WHAT IS EXPECTED: Find out how many lines of the material contain the string "this" and give only that figure.

Dataset excerpt

— Start —

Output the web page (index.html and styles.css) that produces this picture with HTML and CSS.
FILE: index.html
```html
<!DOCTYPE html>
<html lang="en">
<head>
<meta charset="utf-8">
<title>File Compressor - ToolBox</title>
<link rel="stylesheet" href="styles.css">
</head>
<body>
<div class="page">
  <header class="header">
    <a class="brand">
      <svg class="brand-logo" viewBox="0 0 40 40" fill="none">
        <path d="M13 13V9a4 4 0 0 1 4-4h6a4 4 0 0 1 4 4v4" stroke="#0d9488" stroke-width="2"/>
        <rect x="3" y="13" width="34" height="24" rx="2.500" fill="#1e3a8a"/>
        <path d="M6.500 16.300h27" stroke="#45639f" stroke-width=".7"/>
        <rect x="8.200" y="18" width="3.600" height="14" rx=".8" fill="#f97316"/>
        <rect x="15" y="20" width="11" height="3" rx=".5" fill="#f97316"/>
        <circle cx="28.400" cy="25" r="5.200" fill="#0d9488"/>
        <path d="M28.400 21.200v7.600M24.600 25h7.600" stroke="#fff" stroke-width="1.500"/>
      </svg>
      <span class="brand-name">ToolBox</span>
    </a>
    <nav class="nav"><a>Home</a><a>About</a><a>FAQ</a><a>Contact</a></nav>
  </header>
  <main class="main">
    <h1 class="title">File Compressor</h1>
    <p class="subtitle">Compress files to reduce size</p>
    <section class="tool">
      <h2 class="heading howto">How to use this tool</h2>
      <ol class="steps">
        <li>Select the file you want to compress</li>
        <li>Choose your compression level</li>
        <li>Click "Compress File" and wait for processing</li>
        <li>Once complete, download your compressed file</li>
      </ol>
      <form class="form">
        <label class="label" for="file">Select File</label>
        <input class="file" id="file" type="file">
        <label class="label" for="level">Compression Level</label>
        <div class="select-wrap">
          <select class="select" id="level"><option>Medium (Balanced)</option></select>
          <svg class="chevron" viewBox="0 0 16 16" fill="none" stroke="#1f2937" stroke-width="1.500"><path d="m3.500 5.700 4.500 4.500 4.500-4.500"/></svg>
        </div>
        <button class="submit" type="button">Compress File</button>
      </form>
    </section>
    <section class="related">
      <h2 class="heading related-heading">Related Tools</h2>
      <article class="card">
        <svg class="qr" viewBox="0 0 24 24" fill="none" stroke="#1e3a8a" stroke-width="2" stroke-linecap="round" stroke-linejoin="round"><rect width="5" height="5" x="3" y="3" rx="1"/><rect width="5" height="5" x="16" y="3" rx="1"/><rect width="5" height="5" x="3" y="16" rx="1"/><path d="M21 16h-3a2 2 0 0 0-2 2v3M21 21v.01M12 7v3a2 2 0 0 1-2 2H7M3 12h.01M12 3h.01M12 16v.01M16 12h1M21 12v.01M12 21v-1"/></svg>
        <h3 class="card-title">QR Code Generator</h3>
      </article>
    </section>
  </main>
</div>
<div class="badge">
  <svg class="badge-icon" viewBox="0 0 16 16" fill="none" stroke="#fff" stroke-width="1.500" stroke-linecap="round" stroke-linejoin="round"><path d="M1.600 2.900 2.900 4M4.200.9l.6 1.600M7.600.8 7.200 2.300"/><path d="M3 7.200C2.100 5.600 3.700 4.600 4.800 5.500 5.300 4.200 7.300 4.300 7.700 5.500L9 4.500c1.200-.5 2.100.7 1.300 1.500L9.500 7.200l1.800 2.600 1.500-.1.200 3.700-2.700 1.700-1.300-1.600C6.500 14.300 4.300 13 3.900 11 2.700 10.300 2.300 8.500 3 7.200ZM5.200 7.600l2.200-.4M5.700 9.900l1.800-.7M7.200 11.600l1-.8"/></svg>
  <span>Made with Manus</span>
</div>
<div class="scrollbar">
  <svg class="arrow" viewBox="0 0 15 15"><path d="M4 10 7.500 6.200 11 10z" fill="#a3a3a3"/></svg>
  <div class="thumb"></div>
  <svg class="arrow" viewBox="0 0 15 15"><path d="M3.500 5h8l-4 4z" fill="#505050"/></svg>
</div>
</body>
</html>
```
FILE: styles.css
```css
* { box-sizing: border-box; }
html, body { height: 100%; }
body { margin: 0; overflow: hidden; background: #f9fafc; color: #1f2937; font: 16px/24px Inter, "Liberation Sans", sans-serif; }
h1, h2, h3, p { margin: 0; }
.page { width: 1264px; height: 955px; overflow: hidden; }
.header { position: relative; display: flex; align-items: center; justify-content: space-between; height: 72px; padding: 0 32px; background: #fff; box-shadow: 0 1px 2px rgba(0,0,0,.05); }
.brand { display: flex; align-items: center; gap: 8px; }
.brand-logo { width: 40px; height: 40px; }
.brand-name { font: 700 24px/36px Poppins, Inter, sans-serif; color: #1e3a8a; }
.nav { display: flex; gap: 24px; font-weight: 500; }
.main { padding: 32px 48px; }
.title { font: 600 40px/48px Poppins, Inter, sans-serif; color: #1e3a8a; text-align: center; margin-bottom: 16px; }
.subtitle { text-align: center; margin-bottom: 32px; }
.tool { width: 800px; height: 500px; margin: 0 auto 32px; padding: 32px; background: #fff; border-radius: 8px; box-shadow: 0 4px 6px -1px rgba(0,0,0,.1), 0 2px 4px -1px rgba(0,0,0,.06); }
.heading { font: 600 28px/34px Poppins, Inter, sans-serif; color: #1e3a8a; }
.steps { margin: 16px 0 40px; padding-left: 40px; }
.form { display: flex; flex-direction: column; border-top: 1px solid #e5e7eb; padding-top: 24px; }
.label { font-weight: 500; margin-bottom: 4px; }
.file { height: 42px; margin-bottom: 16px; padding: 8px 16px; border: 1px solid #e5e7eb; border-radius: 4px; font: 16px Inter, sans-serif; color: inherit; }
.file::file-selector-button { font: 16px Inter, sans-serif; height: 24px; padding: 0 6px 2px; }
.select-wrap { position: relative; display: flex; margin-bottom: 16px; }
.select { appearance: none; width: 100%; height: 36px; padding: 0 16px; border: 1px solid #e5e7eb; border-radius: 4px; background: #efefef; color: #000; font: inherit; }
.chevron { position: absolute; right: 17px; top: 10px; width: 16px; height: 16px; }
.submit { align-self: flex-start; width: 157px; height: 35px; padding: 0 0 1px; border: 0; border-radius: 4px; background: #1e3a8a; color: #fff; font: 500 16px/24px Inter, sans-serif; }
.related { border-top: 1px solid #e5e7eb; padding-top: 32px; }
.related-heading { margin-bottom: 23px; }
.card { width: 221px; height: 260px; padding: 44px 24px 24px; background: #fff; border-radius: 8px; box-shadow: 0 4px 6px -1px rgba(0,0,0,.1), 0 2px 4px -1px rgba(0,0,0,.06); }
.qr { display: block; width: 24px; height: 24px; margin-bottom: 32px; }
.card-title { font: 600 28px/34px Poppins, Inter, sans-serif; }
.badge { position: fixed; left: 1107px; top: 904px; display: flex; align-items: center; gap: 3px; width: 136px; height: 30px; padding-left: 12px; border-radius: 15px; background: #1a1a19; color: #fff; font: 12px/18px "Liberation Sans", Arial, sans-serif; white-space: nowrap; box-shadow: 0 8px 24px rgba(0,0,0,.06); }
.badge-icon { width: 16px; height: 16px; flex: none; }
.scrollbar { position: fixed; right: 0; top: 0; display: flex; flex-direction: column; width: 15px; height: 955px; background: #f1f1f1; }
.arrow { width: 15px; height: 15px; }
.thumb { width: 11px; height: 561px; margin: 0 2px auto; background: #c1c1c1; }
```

— End —
— Start —

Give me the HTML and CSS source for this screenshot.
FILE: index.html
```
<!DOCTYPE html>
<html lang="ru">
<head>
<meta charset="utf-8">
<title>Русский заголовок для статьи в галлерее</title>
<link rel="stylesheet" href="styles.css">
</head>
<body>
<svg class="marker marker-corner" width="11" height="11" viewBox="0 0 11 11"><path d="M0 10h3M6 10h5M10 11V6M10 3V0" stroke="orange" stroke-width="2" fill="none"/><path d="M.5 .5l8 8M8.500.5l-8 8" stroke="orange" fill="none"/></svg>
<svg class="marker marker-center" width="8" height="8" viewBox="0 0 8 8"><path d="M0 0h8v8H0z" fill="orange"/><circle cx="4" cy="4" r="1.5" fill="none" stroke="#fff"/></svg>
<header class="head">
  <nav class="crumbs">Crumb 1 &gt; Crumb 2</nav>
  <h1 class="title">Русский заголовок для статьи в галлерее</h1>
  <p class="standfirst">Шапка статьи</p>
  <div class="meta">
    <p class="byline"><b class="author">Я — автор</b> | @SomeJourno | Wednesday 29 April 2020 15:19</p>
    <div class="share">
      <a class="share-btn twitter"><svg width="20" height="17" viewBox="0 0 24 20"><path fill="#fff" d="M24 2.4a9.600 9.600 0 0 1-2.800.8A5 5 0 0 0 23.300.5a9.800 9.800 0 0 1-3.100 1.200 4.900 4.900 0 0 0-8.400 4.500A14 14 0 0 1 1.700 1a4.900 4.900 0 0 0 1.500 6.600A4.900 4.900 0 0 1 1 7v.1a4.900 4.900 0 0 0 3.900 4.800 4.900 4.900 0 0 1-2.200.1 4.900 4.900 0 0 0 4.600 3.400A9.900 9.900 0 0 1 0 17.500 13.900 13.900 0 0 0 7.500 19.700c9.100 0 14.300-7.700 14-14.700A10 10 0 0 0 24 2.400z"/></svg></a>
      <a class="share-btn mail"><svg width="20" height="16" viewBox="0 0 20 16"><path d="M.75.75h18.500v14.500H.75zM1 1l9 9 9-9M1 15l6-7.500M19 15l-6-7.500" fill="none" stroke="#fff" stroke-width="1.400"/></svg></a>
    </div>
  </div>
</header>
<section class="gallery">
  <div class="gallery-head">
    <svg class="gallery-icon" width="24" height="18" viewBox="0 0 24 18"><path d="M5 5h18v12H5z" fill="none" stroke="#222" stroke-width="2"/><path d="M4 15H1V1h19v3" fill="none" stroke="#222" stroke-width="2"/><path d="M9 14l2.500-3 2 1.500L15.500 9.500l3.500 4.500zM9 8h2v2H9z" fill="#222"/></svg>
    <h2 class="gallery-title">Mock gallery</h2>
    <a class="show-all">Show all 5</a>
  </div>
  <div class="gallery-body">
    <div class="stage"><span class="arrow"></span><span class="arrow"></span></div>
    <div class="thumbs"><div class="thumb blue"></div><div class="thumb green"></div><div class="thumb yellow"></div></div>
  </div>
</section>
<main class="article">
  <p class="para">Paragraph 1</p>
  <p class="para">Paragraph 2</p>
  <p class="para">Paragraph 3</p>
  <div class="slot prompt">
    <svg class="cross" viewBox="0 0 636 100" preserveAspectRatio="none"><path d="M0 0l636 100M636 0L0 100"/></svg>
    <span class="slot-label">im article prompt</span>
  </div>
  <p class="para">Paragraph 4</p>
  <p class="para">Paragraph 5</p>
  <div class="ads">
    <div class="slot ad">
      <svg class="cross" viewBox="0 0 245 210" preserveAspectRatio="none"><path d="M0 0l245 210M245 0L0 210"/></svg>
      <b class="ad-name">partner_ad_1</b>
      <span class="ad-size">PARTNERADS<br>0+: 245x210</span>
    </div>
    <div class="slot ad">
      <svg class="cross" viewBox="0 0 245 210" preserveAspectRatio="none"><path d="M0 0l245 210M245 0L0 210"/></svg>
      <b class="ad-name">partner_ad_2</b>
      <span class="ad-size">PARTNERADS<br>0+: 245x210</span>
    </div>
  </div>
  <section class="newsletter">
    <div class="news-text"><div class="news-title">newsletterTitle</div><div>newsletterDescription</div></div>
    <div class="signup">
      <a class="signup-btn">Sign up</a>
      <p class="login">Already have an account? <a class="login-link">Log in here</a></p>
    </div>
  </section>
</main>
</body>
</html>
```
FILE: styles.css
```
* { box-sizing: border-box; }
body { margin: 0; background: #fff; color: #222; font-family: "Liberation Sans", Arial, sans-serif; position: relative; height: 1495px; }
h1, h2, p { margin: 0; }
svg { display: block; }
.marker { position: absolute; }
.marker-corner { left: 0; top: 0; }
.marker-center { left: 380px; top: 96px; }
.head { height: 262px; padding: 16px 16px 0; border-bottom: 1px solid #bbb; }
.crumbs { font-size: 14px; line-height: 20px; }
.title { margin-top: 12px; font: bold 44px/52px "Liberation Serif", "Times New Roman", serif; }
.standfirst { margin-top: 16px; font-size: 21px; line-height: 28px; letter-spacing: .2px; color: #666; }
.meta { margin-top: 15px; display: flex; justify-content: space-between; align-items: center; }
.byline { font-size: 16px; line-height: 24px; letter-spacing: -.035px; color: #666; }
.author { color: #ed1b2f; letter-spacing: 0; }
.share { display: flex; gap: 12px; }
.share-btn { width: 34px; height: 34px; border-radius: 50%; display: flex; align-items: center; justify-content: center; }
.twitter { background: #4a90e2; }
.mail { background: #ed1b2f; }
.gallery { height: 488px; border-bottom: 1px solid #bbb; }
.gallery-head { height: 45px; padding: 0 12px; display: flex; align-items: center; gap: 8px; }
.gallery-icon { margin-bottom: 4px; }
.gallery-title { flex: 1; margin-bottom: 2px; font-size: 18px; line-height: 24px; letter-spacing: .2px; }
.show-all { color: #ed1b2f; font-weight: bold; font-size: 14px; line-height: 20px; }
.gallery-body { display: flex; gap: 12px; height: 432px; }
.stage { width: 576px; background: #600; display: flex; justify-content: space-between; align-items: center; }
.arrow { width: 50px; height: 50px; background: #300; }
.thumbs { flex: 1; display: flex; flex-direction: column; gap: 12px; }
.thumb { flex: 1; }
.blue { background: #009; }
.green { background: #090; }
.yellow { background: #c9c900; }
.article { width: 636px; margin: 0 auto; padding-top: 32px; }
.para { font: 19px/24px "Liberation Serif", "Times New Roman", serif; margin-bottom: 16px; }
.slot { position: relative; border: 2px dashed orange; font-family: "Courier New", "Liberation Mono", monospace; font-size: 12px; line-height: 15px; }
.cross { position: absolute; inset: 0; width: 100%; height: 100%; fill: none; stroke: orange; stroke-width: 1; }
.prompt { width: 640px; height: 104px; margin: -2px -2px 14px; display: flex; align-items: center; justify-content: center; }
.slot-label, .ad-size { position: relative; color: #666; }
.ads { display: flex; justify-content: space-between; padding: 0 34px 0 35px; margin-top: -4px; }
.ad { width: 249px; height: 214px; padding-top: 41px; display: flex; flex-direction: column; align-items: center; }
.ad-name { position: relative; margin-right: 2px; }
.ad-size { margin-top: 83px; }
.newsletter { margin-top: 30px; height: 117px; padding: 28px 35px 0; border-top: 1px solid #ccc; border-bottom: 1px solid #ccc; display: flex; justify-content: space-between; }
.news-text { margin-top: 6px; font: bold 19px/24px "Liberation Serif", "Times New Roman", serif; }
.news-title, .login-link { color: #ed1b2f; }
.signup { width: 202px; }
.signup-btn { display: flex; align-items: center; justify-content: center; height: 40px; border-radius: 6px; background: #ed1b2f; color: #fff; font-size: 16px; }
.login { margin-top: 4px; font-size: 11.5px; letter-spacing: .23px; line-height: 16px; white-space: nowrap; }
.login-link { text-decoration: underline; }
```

— End —

FULL RESPONSE: 3